When it came to casting their two leads, the showrunners knew they needed actors who could navigate that tricky ethical and emotional territory. “We were looking for a grounded quality in whoever was going to play Dee Dee,” Antosca says. “Because the character does such objectively monstrous things, we didn’t want her to come off as purely a monster. We wanted to see the emotional and psychological stuff that was going on in her life. We wanted to get inside her skin.”
Arquette was at the top of their wish list. “She is so thoughtful about the characters and the roles that she takes, we knew that we were right. She was the perfect person for it,” he adds. Just as she did in her Golden Globe– and SAG Award–winning role in “Escape at Dannemora,” Arquette finds in Dee Dee an almost Tennessee Williams-like tragic air; she may do monstrous things to keep her daughter close to her, but she imprisons herself in the process, building a world of fragile fantasy that eventually comes crashing down.
“We were looking, too, for actors who were not simply interested in imitating the real-life figures but who were going to build out their performances into something that was truly theirs,” Dean notes.
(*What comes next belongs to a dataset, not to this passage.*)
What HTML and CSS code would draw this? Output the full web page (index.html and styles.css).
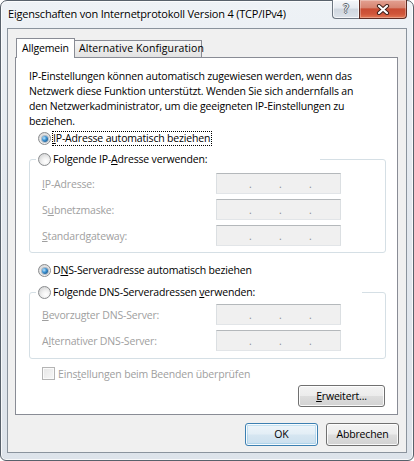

King’s take on Gypsy, at times cloyingly babyish, at others cunningly mature, is almost uncanny—not because it’s pure mimicry, but because “there’s also something to it that is very Joey-specific.”
The goal to serve the “emotional truth” of the story, especially one that hinges on so many deceptions and lies, was at the heart of the series. “A thought I often had while reporting the article is just, I don’t really know what went on in that house,” Dean admits, “and I may never know it fully. But you can make connections between the things that you do know and try to depict those in a way where they have truth in them. The truth is maybe not a strict reported truth, but it’s the truth that comes from the original story. And that’s what we tried to do.”